Paragraphs 52, 53 and 58

[26] The basic objection to these paragraphs is that they amount to submission and not evidence. Counsel both helpfully agreed that a recast version, which was in fact evidence, might be acceptable and that this area could also be governed by supplementary briefs under r 9.8.

[27] That observation is appropriate and I order that these paragraphs be struck out in their present form and not read at trial.

[28] Before pronouncing the precise orders to be made in this judgment, I record that counsel will continue to confer with a view to a recast brief of evidence being tendered by the defendant. I record that counsel have undertaken to complete this by

20 November 2014 so that there is ample time for the plaintiff ’s counsel to take instructions, which will involve obtaining a translation because the plaintiff does not speak English, and with a view to the parties being able to agree on the final position of the briefs which can be treated, presumably, as supplementary briefs in accordance with r 9.8.

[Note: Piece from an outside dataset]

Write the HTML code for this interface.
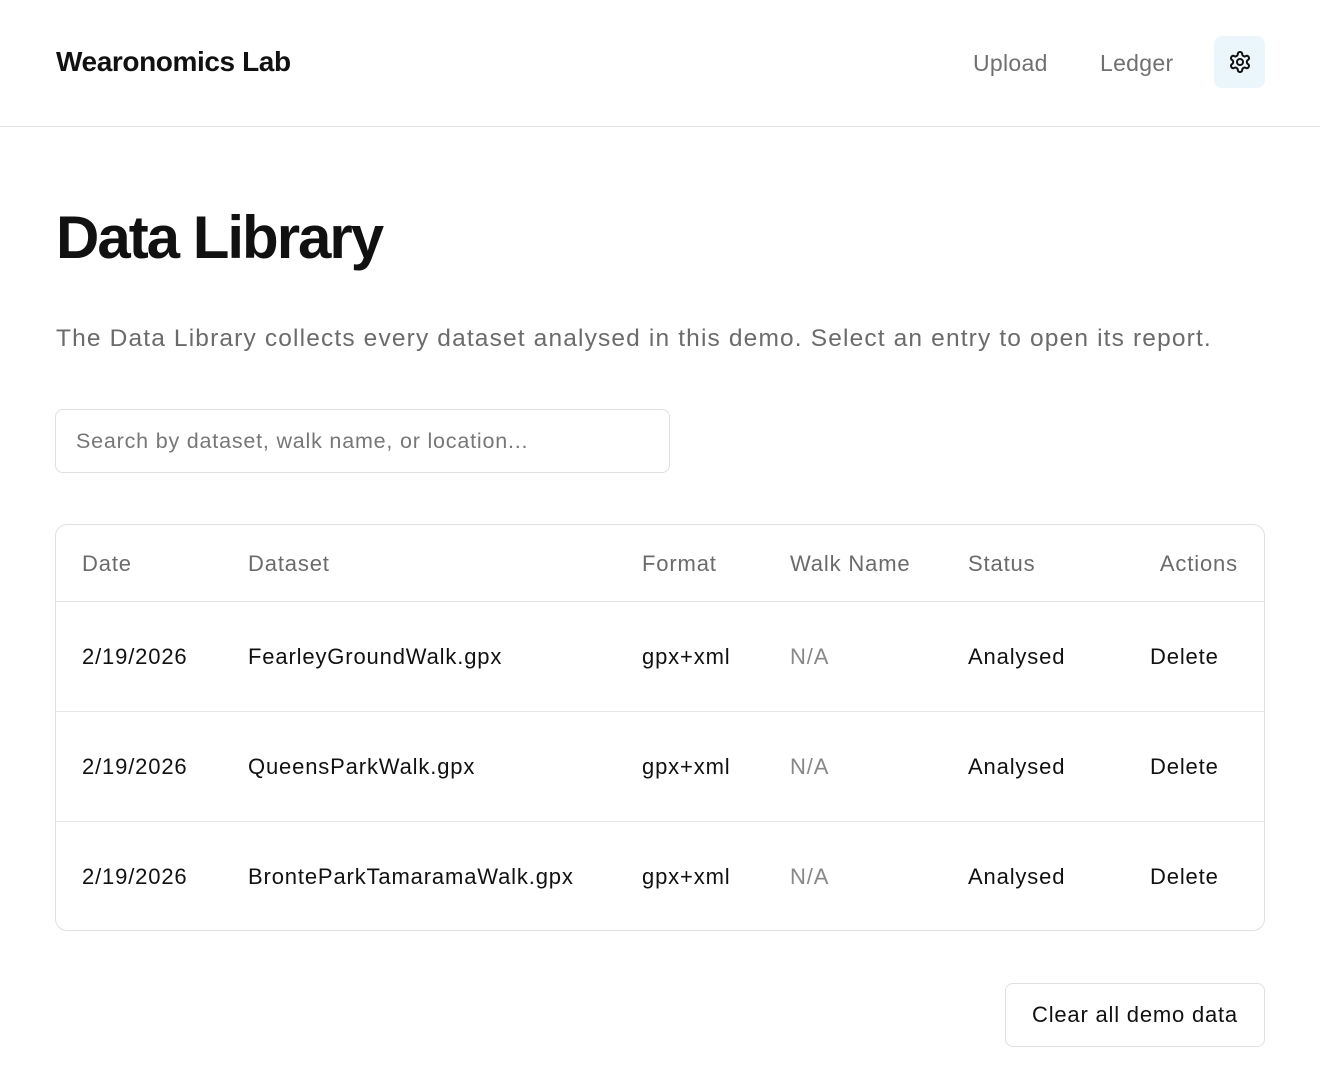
<!DOCTYPE html>
<html><head><meta charset="utf-8"><style>
*{box-sizing:border-box;margin:0;padding:0}
body{width:1320px;height:1076px;background:#fff;font-family:"Liberation Sans",sans-serif;color:#111;position:relative;overflow:hidden}
.hdr{position:absolute;left:0;top:0;width:1320px;height:127px;border-bottom:1px solid #e5e5e5}
.logo{position:absolute;left:56px;top:46px;font-size:28px;font-weight:bold;letter-spacing:-0.4px}
.nav{position:absolute;top:50px;font-size:23px;color:#707070;letter-spacing:0.3px}
.gear{position:absolute;left:1214px;top:36px;width:51px;height:52px;border-radius:8px;background:#eaf6fb;display:flex;align-items:center;justify-content:center}
h1{position:absolute;left:56px;top:203px;font-size:60px;font-weight:bold;letter-spacing:-2px}
.desc{position:absolute;left:56px;top:325px;font-size:24.5px;color:#6b6b6b;letter-spacing:1.15px;white-space:nowrap}
.search{position:absolute;left:55px;top:409px;width:615px;height:64px;border:1px solid #e0e0e0;border-radius:8px;padding:19px 20px;font-size:21.5px;color:#777;letter-spacing:0.8px}
.tbl{position:absolute;left:55px;top:524px;width:1210px;height:407px;border:1px solid #e0e0e0;border-radius:12px}
.row{position:absolute;left:0;width:1208px;border-bottom:1px solid #e5e5e5}
.c{position:absolute;font-size:22px;letter-spacing:0.85px;white-space:nowrap}
.h{color:#6b6b6b}
.btn{position:absolute;left:1005px;top:983px;width:260px;height:64px;border:1px solid #e0e0e0;border-radius:8px;font-size:22px;text-align:center;line-height:62px;letter-spacing:0.8px}
</style></head><body>
<div class="hdr">
<div class="logo">Wearonomics Lab</div>
<div class="nav" style="left:973px">Upload</div>
<div class="nav" style="left:1100px">Ledger</div>
<div class="gear"><svg width="24" height="24" viewBox="0 0 24 24" fill="none" stroke="#111" stroke-width="2" stroke-linecap="round" stroke-linejoin="round"><path d="M12.22 2h-.44a2 2 0 0 0-2 2v.18a2 2 0 0 1-1 1.73l-.43.25a2 2 0 0 1-2 0l-.15-.08a2 2 0 0 0-2.73.73l-.22.38a2 2 0 0 0 .73 2.73l.15.1a2 2 0 0 1 1 1.72v.51a2 2 0 0 1-1 1.740l-.15.09a2 2 0 0 0-.73 2.730l.22.38a2 2 0 0 0 2.73.73l.15-.08a2 2 0 0 1 2 0l.43.25a2 2 0 0 1 1 1.73V20a2 2 0 0 0 2 2h.44a2 2 0 0 0 2-2v-.18a2 2 0 0 1 1-1.73l.43-.25a2 2 0 0 1 2 0l.15.08a2 2 0 0 0 2.73-.73l.22-.39a2 2 0 0 0-.73-2.73l-.15-.08a2 2 0 0 1-1-1.74v-.5a2 2 0 0 1 1-1.74l.15-.09a2 2 0 0 0 .73-2.73l-.22-.38a2 2 0 0 0-2.73-.73l-.15.08a2 2 0 0 1-2 0l-.43-.25a2 2 0 0 1-1-1.73V4a2 2 0 0 0-2-2z"/><circle cx="12" cy="12" r="3"/></svg></div>
</div>
<h1>Data Library</h1>
<div class="desc">The Data Library collects every dataset analysed in this demo. Select an entry to open its report.</div>
<div class="search">Search by dataset, walk name, or location...</div>
<div class="tbl">
<div class="row" style="top:0;height:77px">
<div class="c h" style="left:26px;top:26px">Date</div><div class="c h" style="left:192px;top:26px">Dataset</div><div class="c h" style="left:586px;top:26px">Format</div><div class="c h" style="left:734px;top:26px">Walk Name</div><div class="c h" style="left:912px;top:26px">Status</div><div class="c h" style="right:26px;top:26px">Actions</div>
</div>
<div class="row" style="top:77px;height:110px">
<div class="c" style="left:26px;top:42px">2/19/2026</div><div class="c" style="left:192px;top:42px">FearleyGroundWalk.gpx</div><div class="c" style="left:586px;top:42px">gpx+xml</div><div class="c h" style="left:734px;top:42px;color:#888">N/A</div><div class="c" style="left:912px;top:42px">Analysed</div><div class="c" style="left:1094px;top:42px">Delete</div>
</div>
<div class="row" style="top:187px;height:110px">
<div class="c" style="left:26px;top:42px">2/19/2026</div><div class="c" style="left:192px;top:42px">QueensParkWalk.gpx</div><div class="c" style="left:586px;top:42px">gpx+xml</div><div class="c h" style="left:734px;top:42px;color:#888">N/A</div><div class="c" style="left:912px;top:42px">Analysed</div><div class="c" style="left:1094px;top:42px">Delete</div>
</div>
<div class="row" style="top:297px;height:108px;border-bottom:none">
<div class="c" style="left:26px;top:42px">2/19/2026</div><div class="c" style="left:192px;top:42px">BronteParkTamaramaWalk.gpx</div><div class="c" style="left:586px;top:42px">gpx+xml</div><div class="c h" style="left:734px;top:42px;color:#888">N/A</div><div class="c" style="left:912px;top:42px">Analysed</div><div class="c" style="left:1094px;top:42px">Delete</div>
</div>
</div>
<div class="btn">Clear all demo data</div>
</body></html>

[29] The plaintiff has been substantially successful. Normally, I would have dealt with costs at the conclusion of this judgment. I do not consider that yet appropriate because there is some further work to be done to conclude the review of the briefs. For that reason, in the orders I make, I am allowing time to counsel to see if they can agree first on costs and, if not, then memoranda can be filed in accordance with the order that I make.

Orders

[30] I order:

(a) The following paragraphs from the defendant’s brief of evidence shall

be struck out and not read at trial, namely paragraphs 66 to 79, 93 to

124, 135, 136 to 139, 52, 53, and 58;

(b) The following paragraphs from the defendant’s brief of evidence shall be struck out and not read at trial, namely 80-92, 125, 27, 30, 36(a) (recorded as 35(a) by mistake), 54(c), 54(e), 57, 59, 63, 64 and 144;

(c) Costs are reserved. If the parties are unable to agree, memoranda in support, opposition and reply shall be filed at seven-day intervals.

The file shall then be referred to me to determine costs.